I also had to recapitulate some of the events and aspects already covered in previous parts, as not everybody might be such an good reader and have such as good memory as you ;-)
Also I don't want to be affirmative about the ISIS connection so I might add a question mark somewhere in there, because I'm definitely not keen on any kind of conspiracy theory, even a basic one such as this.
I might edit this version a little, but I wanted to get it out as quickly as possible ...
BTW, I would be interested in knowing more about the IT problems you encountered while doing your research, I didn't quite get that bit !


"BTW, I would be interested in knowing more about the IT problems"

I can imagine you are. Unfortunately my story would need to contain a series of events that did not contain IT evidence. But other peculiarities and odd coincidence, I never once experienced in my close to 65 years of life. Or that seemed and some still seem to feel peculiar in hindsight. Beyond pure IT forensics and questions..

I have not ever been politically active, but yes, I am interested in people and basically an observer in that context. The hyper-suspicious in the public mind: loner. That's why your reports drew my attention. You deal with people, and I somewhat hate to judge based, maybe, on my religion, although I hardly know much about it.

I had a rather crazy teacher in grade school, seriously, and later got my first two-week expulsion from school because I questioned my priest's knowledge of the architecture of Romanesque churches. And basically did not learn much about my church after that. My ethics are inspired by my secular mother. ...


What I wonder is if there exits a deep network of Islamist "Sayanim" (Hebrew: helpers).

I also wonder where the money for these operations came from? I suspect that Black market Kalashnikovs and RPGs would not be cheap in Western Europe.

Patrick Bahzad

Yes There is a deep Network although network sounds very formal ... Remember they want to keep it as low profile as possible ... Low tech, high concept ... Or as AQAP theorists said "no organisation, just a system" ... But their number shouldn't be overestimated, let's not get paranoid yet ;-)


Sorry, Patrick, for cluttering your thread with another series of meditations above.

Shortly about the "superficially Arab" website, or why I for loss of a better term called it "front".

It was one of very, very few links that turned up in Google of whatever item had caught my attention on the system. Maybe it was even the only link.

I write front, because it could be used as a way to go somewhere else. I searched for system specifics and ended on a simple clutter of ads. I don't pay attention to ads very much. Thus I cannot tell, apart from the fact that the text was in Arabic, what products were offered. Movies, soap, ... you know.

I didn't click on any of the ads, to see where it would lead me. I did not look up who registered the site.

All I did was use the site's search with the system files name. The result was a link to somewhere else, which was indeed helpful.

Which left me with the overall impression it was simply some type of entrance into the deeper/hidden web that search tools usually don't bring up.

Ages ago I had a specific search tool for this.
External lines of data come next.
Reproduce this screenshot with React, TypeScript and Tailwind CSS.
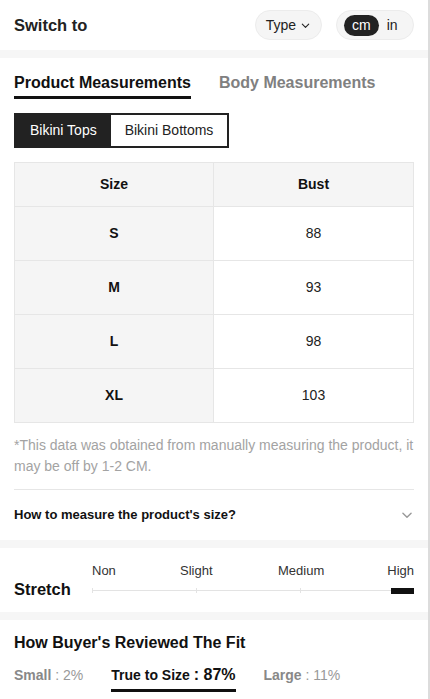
import React from 'react';

const ROWS = [
  { size: 'S', bust: '88' },
  { size: 'M', bust: '93' },
  { size: 'L', bust: '98' },
  { size: 'XL', bust: '103' },
];

function ChevronDown({ className }: { className?: string }) {
  return (
    <svg viewBox="0 0 12 12" className={className} fill="none" stroke="currentColor" strokeWidth="1.2">
      <path d="M2.5 4.5 L6 8 L9.5 4.5" strokeLinecap="round" strokeLinejoin="round" />
    </svg>
  );
}

export default function App() {
  return (
    <div
      className="w-[430px] h-[699px] overflow-hidden bg-white text-[#222] border-r-2 border-[#dcdcdc]"
      style={{ fontFamily: '"Liberation Sans", Arial, sans-serif' }}
    >
      {/* Header */}
      <div className="h-[50px] flex items-center justify-between pl-[14px] pr-[14px]">
        <span className="text-[16.5px] font-bold">Switch to</span>
        <div className="flex items-center gap-[14px]">
          <button className="h-[30px] px-[10px] rounded-full bg-[#f5f5f5] border border-[#ececec] flex items-center gap-[4px] text-[14px] text-[#222]">
            Type
            <ChevronDown className="w-[11px] h-[11px]" />
          </button>
          <div className="h-[30px] w-[78px] rounded-full bg-[#f5f5f5] border border-[#ececec] flex items-center px-[7px] gap-[8px] text-[14px]">
            <span className="h-[21px] px-[8px] rounded-full bg-[#222] text-white flex items-center">cm</span>
            <span className="text-[#222]">in</span>
          </div>
        </div>
      </div>
      <div className="h-[8px] bg-[#f6f6f6]" />

      {/* Tabs */}
      <div className="flex gap-[28px] px-[14px] pt-[14px]">
        <div className="flex flex-col">
          <span className="text-[16px] font-bold text-[#111] leading-[22px]">Product Measurements</span>
          <span className="mt-[2px] h-[3px] bg-[#111]" />
        </div>
        <span className="text-[16px] font-bold text-[#808080] leading-[22px]">Body Measurements</span>
      </div>

      {/* Segmented */}
      <div className="px-[14px] pt-[14px]">
        <div className="inline-flex h-[35px] bg-[#222] border-2 border-[#222] text-[14px]">
          <span className="px-[14px] flex items-center text-white">Bikini Tops</span>
          <span className="px-[14px] flex items-center bg-white text-[#222]">Bikini Bottoms</span>
        </div>
      </div>

      {/* Table */}
      <div className="px-[14px] pt-[14px]">
        <div className="border border-[#e6e6e6] text-[14px]">
          <div className="grid grid-cols-2 h-[43px] bg-[#f5f5f5] font-bold text-[#111]">
            <div className="flex items-center justify-center border-r border-[#e6e6e6]">Size</div>
            <div className="flex items-center justify-center">Bust</div>
          </div>
          {ROWS.map((r) => (
            <div key={r.size} className="grid grid-cols-2 h-[54px] border-t border-[#e6e6e6]">
              <div className="flex items-center justify-center bg-[#f5f5f5] font-bold text-[#111] border-r border-[#e6e6e6]">
                {r.size}
              </div>
              <div className="flex items-center justify-center text-[#222]">{r.bust}</div>
            </div>
          ))}
        </div>
      </div>

      {/* Footnote */}
      <p className="px-[14px] pt-[12px] text-[14px] leading-[21px] text-[#a3a3a3]">
        *This data was obtained from manually measuring the product, it may be off by 1-2 CM.
      </p>

      <div className="mx-[14px] mt-[12px] border-t border-[#e6e6e6]" />
      <div className="h-[50px] flex items-center justify-between px-[14px]">
        <span className="text-[13px] font-bold text-[#111]">How to measure the product's size?</span>
        <ChevronDown className="w-[14px] h-[14px] text-[#999]" />
      </div>
      <div className="h-[8px] bg-[#f6f6f6]" />

      {/* Stretch */}
      <div className="h-[64px] flex items-end px-[14px]">
        <span className="text-[16.5px] font-bold text-[#111] leading-[20px] w-[78px] shrink-0 mb-[13px]">Stretch</span>
        <div className="flex-1 flex flex-col mb-[15px]">
          <div className="flex text-[13px] text-[#333] leading-[16px]">
            <span className="w-[88px]">Non</span>
            <span className="w-[98px]">Slight</span>
            <span>Medium</span>
            <span className="ml-auto">High</span>
          </div>
          <div className="relative h-[12px] mt-[6px]">
            <div className="absolute left-0 right-0 top-[5px] h-[1px] bg-[#e3e3e3]" />
            <div className="absolute left-[0px] top-[3px] w-[1px] h-[5px] bg-[#e3e3e3]" />
            <div className="absolute left-[104px] top-[3px] w-[1px] h-[5px] bg-[#e3e3e3]" />
            <div className="absolute left-[208px] top-[3px] w-[1px] h-[5px] bg-[#e3e3e3]" />
            <div className="absolute right-0 top-[3px] w-[23px] h-[6px] bg-[#111]" />
          </div>
        </div>
      </div>
      <div className="h-[8px] bg-[#f6f6f6]" />

      {/* Fit */}
      <div className="px-[14px] pt-[12px]">
        <div className="text-[16px] font-bold text-[#111] leading-[22px]">How Buyer's Reviewed The Fit</div>
        <div className="flex items-start mt-[11px] text-[14px]">
          <span className="text-[#999] leading-[20px]">
            <span className="font-bold text-[#888]">Small</span> : 2%
          </span>
          <div className="ml-[28px] flex flex-col">
            <span className="leading-[20px] text-[#111] font-bold">
              True to Size <span className="text-[16px]">: 87%</span>
            </span>
            <span className="mt-[4px] h-[3px] bg-[#111]" />
          </div>
          <span className="ml-[28px] text-[#999] leading-[20px]">
            <span className="font-bold text-[#888]">Large</span> : 11%
          </span>
        </div>
      </div>
    </div>
  );
}
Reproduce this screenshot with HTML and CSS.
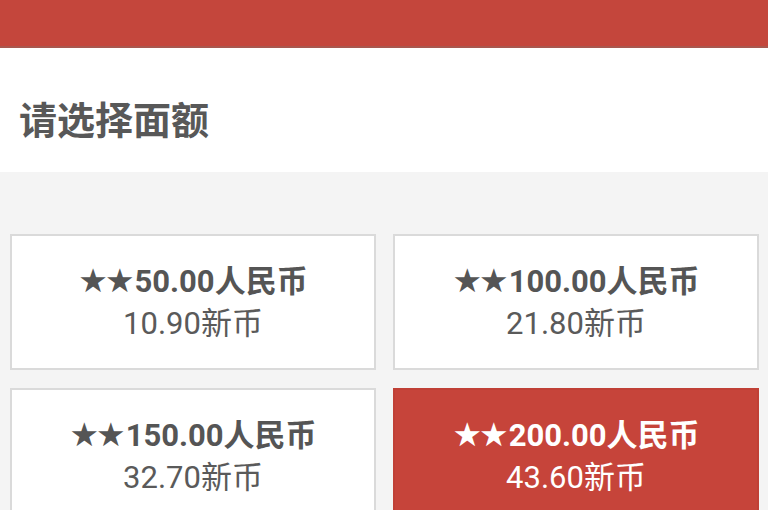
FILE: index.html
```html
<!DOCTYPE html>
<html lang="zh">
<head>
<meta charset="utf-8">
<link rel="stylesheet" href="styles.css">
</head>
<body>
<div class="topbar"></div>
<div class="title-row"><h1 class="title">请选择面额</h1></div>
<div class="options">
  <div class="card"><div class="main"><span class="stars">★★</span>50.00人民币</div><div class="sub">10.90新币</div></div>
  <div class="card"><div class="main"><span class="stars">★★</span>100.00人民币</div><div class="sub">21.80新币</div></div>
  <div class="card"><div class="main"><span class="stars">★★</span>150.00人民币</div><div class="sub">32.70新币</div></div>
  <div class="card selected"><div class="main"><span class="stars">★★</span>200.00人民币</div><div class="sub">43.60新币</div></div>
</div>
</body>
</html>
```
FILE: styles.css
```css
html, body {
  margin: 0;
  padding: 0;
  background: #f4f4f4;
  font-family: Roboto, "Noto Sans CJK SC", sans-serif;
  color: #555;
  overflow: hidden;
}
.topbar {
  height: 46px;
  background: #c4463c;
  border-bottom: 2px solid #a9574e;
}
.title-row {
  height: 124px;
  background: #fff;
  display: flex;
  align-items: center;
  padding-left: 19px;
}
.title {
  margin: 0;
  font-family: "Noto Sans CJK SC", sans-serif;
  font-size: 38px;
  font-weight: 700;
  color: #585858;
  line-height: 1;
  padding-top: 16px;
}
.options {
  display: grid;
  grid-template-columns: 1fr 1fr;
  gap: 18px 17px;
  padding: 62px 9px 0 10px;
}
.card {
  height: 136px;
  box-sizing: border-box;
  border: 2px solid #dadada;
  background: #fff;
  display: flex;
  flex-direction: column;
  justify-content: center;
  align-items: center;
}
.main {
  font-size: 31px;
  font-weight: 700;
  line-height: 42px;
  color: #555;
}
.stars {
  font-family: "DejaVu Sans", sans-serif;
  font-size: 33px;
  letter-spacing: -3px;
  margin-right: 3px;
}
.sub {
  font-size: 31px;
  line-height: 42px;
  color: #5a5a5a;
}
.card.selected {
  background: #c6443a;
  border-color: #c04036;
}
.card.selected .main,
.card.selected .sub {
  color: #fff;
}
```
Fact is I only seem to need it when I am getting too interested in what is going on my system, in other words when searches turn up empty, Mark Russinovich's tools and his and his comrades in IT arms and their books leave me alone on issues.


In the post 911 universe I stumbled across early Cyber war threat scenarios. The pictures found by police looking for deleted files, reminded me of something. Somewhere it was suggested that "the bad guys" could hide text and messages in image files.

Have they taken the thread scenario advise I wondered. Because strictly the cyber war scene at that point seemed to be like anyone else assessing danger from the ME.


A couple of years ago I curiously opened one item in my online Spam account. Mainly since it looked like a better trap. Out of curiosity I also opened the word text file attached. Only in the online reader. The web.mails security didn't register anything out of the usual. Neither did my Firewall/Protection software register anything. Only when I looked closer into matters I noticed that the file apparently contained a sophisticated macro routine.

The Twisted Genius

I wish someone would try a more decentralized, localized approach to their internal counterterrorism effort and put the resources into that effort rather than into creating and beefing up national level centers. I'm afraid the lesson learned will be just more mass surveillance as Cameron recently babbled. All that does is bloat the bureaucracy and enrich the contractors. I would think a local police investigative effort that's better resourced, better coordinated and nationally (and internationally) supported would be a better answer to the one off, system rather than organization type attacks that are bound to increase.

The Twisted Genius


And thanks for this series of posts. Very informative.

Patrick Bahzad

there are lots of ways of "smuggling" in malware, or even plain text MSGs, through something that looks very harmless, like a .jpg file for example.
The one thing that could set alarm bells off is the size of the attachment, if there is an obvious discrepancy between the usual size of an attachment like that and the one you receive in your mail box.
hidden text in files exchanged on legal/illegal "peer to peer" sites is a thing of the past now mostly, unless of course, there's no interception of the whole traffic going to a certain account or IP address, in which case you need physical access to the hard-drive or "brute force" entry to the site.

Patrick Bahzad

You're right and that is definitely one way of solving the problem, at least from a preventive intelligence point of view. CT officers in the field have been complaining for a while now about too little being done on the issue of HUMINT in our own backyard, i.e. regarding "homegrown" radicalism.

Patrick Bahzad

I intend on doing a piece sometime soon hopefully, about AQ and ISIS networks recruiting young radicals from western countries, mostly Europe or US. how they get trained on Syria or Iraq, what they're asked to do when they come back and how their clandestine activities are financed, etc. so financial issues will be covered as well, you would be surprized at how simple it is for these organisations to channel even significant amounts of money back into Western countries.